Issue #3924 has been updated by Xavier Shay.


Hello,
This is a long message, but I have tried to address most of the concerns with my patch. There are two sections: one for the technical detail of the patch, and one for benchmarks.

= The patch

I have split my patch up into a six smaller patches which I hope are easier to review.

Descriptions: https://gist.github.com/35060fbcefb25cf1a456
Patches:      https://gist.github.com/58dbd6e72c1a1f47a415
GitHub:       https://github.com/xaviershay/ruby/commits/require-patch

In addition I have addressed the following concerns from Yusuke:
- Please use 4 space for indent, with 8 space tab.  (Emacs-style)
- Please use C89.  Please don't use // comments.
- Please don't export function without "rb_" prefix, to avoid symbol
  conflicts.

I think there are still two big concerns:
1) Significantly different from original load.c
2) Compatibility with Windows
3) LoadedFeaturesProxy

Regarding #1, I don't have anything further to add at the moment.
Regarding #2, it will need to be tested thoroughly like all other platforms, but I don't believe it would result in significant architectural changes.

For #3, I was worried about it but on reflection I think it may not be a problem.

Yusuke wrote:
"It is an impossible approach because some extension library can
modify $LOADED_FEATURES directly by rb_ary_push."

The hooks are only used to keep a cache up to date. If we get a cache-miss, we could just revert to scanning $LOADED_FEATURES again which would pick up any items that were added with rb_ary_push.
This will degrade worst-case performance, but I don't think that matters because most requires will succeed.
Does this make sense?

This would also mean the addition of `lib/enumerator.rb` in my patch would be unnecessary (though IMO probably still a good idea).

= Benchmarks

Yusuke I think I mislead you with the benchmarks. I do not expect full_load_path_benchmark.rb to be faster. I was only using it to ensure I didn't make that case any worse. See below for further details.

Here are my updated timings, with descriptions of each. For the load path and require benchmark I have only included the final number in the test to allow for a more focused comparison.

Run on OSX 10.7

	            1.9.2p180	  1.9.3*	  1.9.3** 	1.9.3***
load path	    0.667376	  0.866228	0.623411  0.699315
requires   	  6.745875	  7.921598	7.261326	0.285119
new rails	    2.172	      1.412	    1.624	    1.082
medium rails  18.372	    17.59	    15.855	  10.488

* 1.9.3r31827 (31/5)
** 1.9.3r31827, with r30789 reverted
*** 1.9.3r31827, with my patch

== Benchmark descriptions

### load path - https://gist.github.com/985224

Loading a file 50 times with 2000 entries in the $LOAD_PATH.
This is an academic benchmark, since 2000 entries is a large amount. For comparison, our rails app load path only has 42 entries.
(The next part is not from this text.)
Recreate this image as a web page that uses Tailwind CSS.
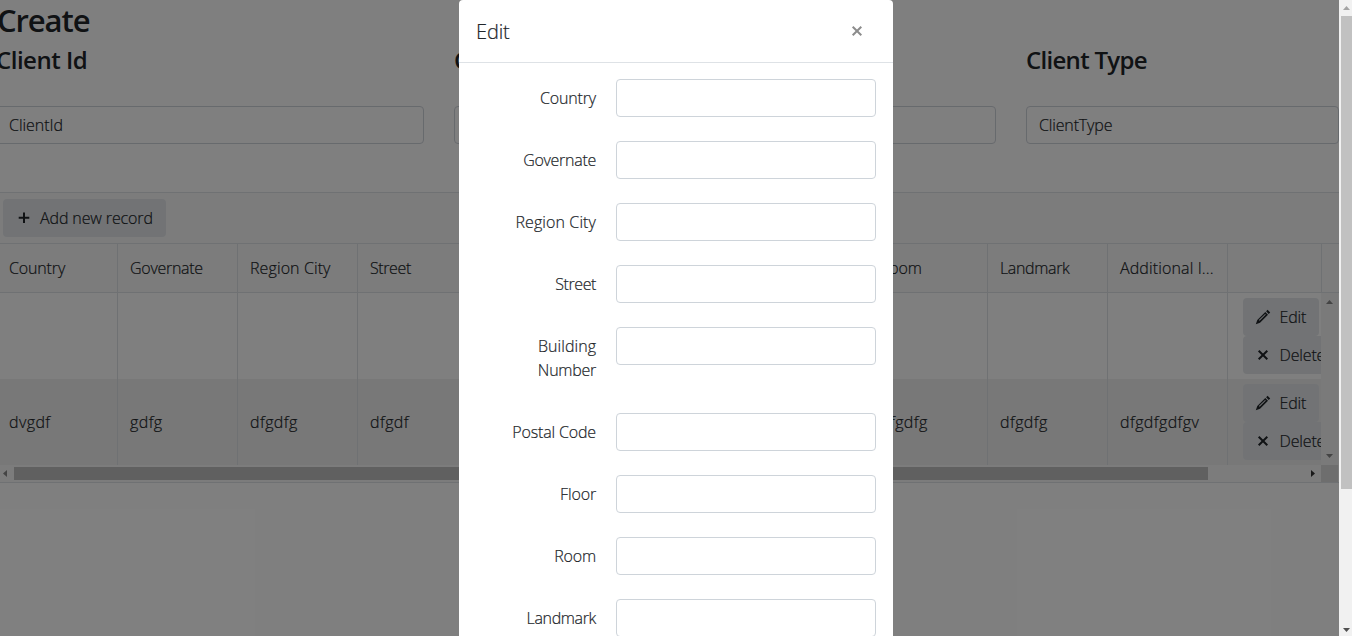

Performance for all versions is linear and roughly equivalent.
Note that I removed the `GC.disable` that was in earlier versions of this benchmark.

### requires - https://gist.github.com/c8d0d422a9203e1fe492

Loading 2500 files. This is a more relavent benchmark. Our Rails app loads ~2200 files, large apps can load as many as 9000 [1].
All versions display an exponential increase in time as N increases. 1.8.7, though not included in this measurement, also displays such an exponential curve but it isn't as noticeable in comparison with 1.9 since the magnifier is far less [2].


[1] sent to me via private correspondence
[2] see https://gist.github.com/c8d0d422a9203e1fe492

### new rails

Using rails 3.0.7:

    rails new test-rails-app
    cd test-rails-app
    time ruby script/rails runner "puts 1"

### medium rails

This is my main Rails code base. Sorry I cannot share it, though this benchmark is not required to make a case for this patch since it shows roughly the same percentage improvement as a blank rails app.


Thanks,
Xavier
----------------------------------------
Bug #3924: Performance bug (in require?)
http://redmine.ruby-lang.org/issues/3924

Author: Carsten Bormann
Status: Open
Priority: Normal
Assignee: 
Category: core
Target version: 1.9.3
ruby -v: -


=begin
 Running irb < /dev/null in 1.9.2 causes 3016 calls to lstat64.
 
 For instance, there is a sequence of 28 repetitions each of lstat calls to all 6 non-empty path prefixes of /opt/local/lib/ruby1.9/1.9.1/irb.rb -- a total of 170 lstats apparently just to load this file; another set of lstats then occurs later for another 18 (times 6) times.  Clearly, something is running amok in the calling sequence rb_require_safe -> realpath_rec -> lstat.
 
 Another example: Running a simple test with the baretest gem causes 17008 calls to lstat.  According to perftools.rb, 80 % of the 1.2 seconds of CPU is used in Kernel#gem_original_require (and another 12 in GC, some of which may be caused by this).
=end



-- 
http://redmine.ruby-lang.org